Er ruft stecht tiefer ins Erdreich ihr einen ihr andern singet und spielt
er greift nach dem Eisen im Gurt er schwingts seine Augen sind blau
stecht tiefer die Spaten ihr einen ihr andern spielt weiter zum Tanz auf

Schwarze Milch der Frühe wir trinken dich nachts
wir trinken dich mittags und morgens wir trinken dich abends
wir trinken und trinken
ein Mann wohnt im Haus dein goldenes Haar Margarete
dein aschenes Haar Sulamith er spielt mit den Schlangen
Er ruft spielt süßer den Tod der Tod ist ein Meister aus Deutschland
er ruft streicht dunkler die Geigen dann steigt ihr als Rauch in die Luft
dann habt ihr ein Grab in den Wolken da liegt man nicht eng

Schwarze Milch der Frühe wir trinken dich nachts
wir trinken dich mittags der Tod ist ein Meister aus Deutschland
wir trinken dich abends und morgens wir trinken und trinken
der Tod ist ein Meister aus Deutschland sein Auge ist blau
er trifft dich mit bleierner Kugel er trifft dich genau
ein Mann wohnt im Haus dein goldenes Haar Margarete
er hetzt seine Rüden auf uns er schenkt uns ein Grab in der Luft
er spielt mit den Schlangen und träumet der Tod ist ein Meister aus Deutschland

dein goldenes Haar Margarete
dein aschenes Haar Sulamith

*

MORTEFUGA

O preto lácteo matino lhe temos à tarde
lhe temos à ceia à aurora lhe temos à noite
lhe temos e temos
cavamos uma cova no vento não será apertado
um homem habita na casa solfeja serpentes e escreve
escreve e a Alemanha anoitece em ouro seus cachos Margarete
escreve e afora cintilam estrelas e atina os cães afurnados
atina em filas Judeus quais cavam uma cova na terra
comanda as furnas solfejam em dança.

O preto lácteo matino te temos à noite
te temos à aurora à ceia te temos à tarde
te temos e temos
um homem habita na casa solfeja serpentes e escreve
escreve e a Alemanha anoitece em ouro seus cachos Margarete
em cinza seus cachos Sulamita cavamos uma cova no vento não será apertado

voceja cavai fundo na terra e acá e além cantai e dançai
levita o ferro em sua cinta e o veleja seus olhos azuis
cavai-vos fundo a espátula e acá e além o baile dançai

O preto lácteo matino te temos à noite
te temos à ceia à aurora te temos à tarde
te temos e temos
um homem habita na casa em ouro seus cachos Margarete
em cinza seus cachos Sulamita solfeja serpentes
voceja e cantem terna é a morte na Alemanha a mestra é a morte
voceja e eivam negras as cordas qual fumo ascendereis ao ar
terás uma cova nas nuvens não será apertado

O preto lácteo matino te temos à noite
te temos à ceia na Alemanha a mestra é a morte
te temos à tarde à aurora te temos e temos
na Alemanha a mestra é a morte seus olhos azuis
mira em ti balas de chumbo sua mira conduz
um homem habita na casa em ouro seus cachos Margarete
atira-nos cães e concede-nos uma cova no ar
solfeja serpentes e trama na Alemanha a mestra é a morte

Em ouro seus cachos Margarete
Em cinza seus cachos Sulamita

*

Há uma boa tradução de Paul Celan para o inglês, por Michael Hamburger - mesmo autor do hoje clássico The Truth of Poetry -, em Poems, ed. bilíngue (New York: Persea Books, 2002). Em alemão, a edição curada por Barbara Wiedemann, Die Gedichte: Komentierte Gesamtausgabe (Berlin: suhrkamp Verlag, 2005) é, das disponíveis no mercado atual, a mais completa.

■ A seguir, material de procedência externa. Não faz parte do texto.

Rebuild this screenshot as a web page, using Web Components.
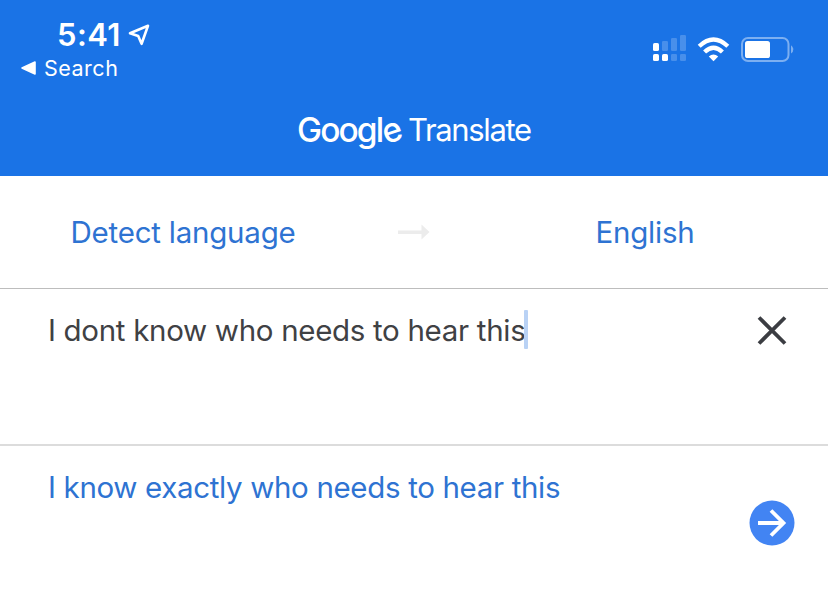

Este texto - qual muitos que virão - versou sobre a morte.
No que findou 2010, findou a década dos '00s - decênio estúpido como boa parte dos anos iniciais de um século. Anos que nos roubaram Saul Bellow, Will Eisner, Czeslaw Milosz e Billy Wilder. O mofo da fama permanece todavia. É a velha história do Cavaleiro Verde do Sir Gawain, comentado recentemente por Contardo Calligaris na Folha de São Paulo: a velha década ainda carregará sua cabeça de barbas verde-pântano por muito, ainda no que desfiará a lâmina de seu machado nas jovens nucas dos jovens anos.

Até que o Áufido passe, e varra todas as covas, e toda fumaça.
(O blog voltará com o despertar do Euroclidião).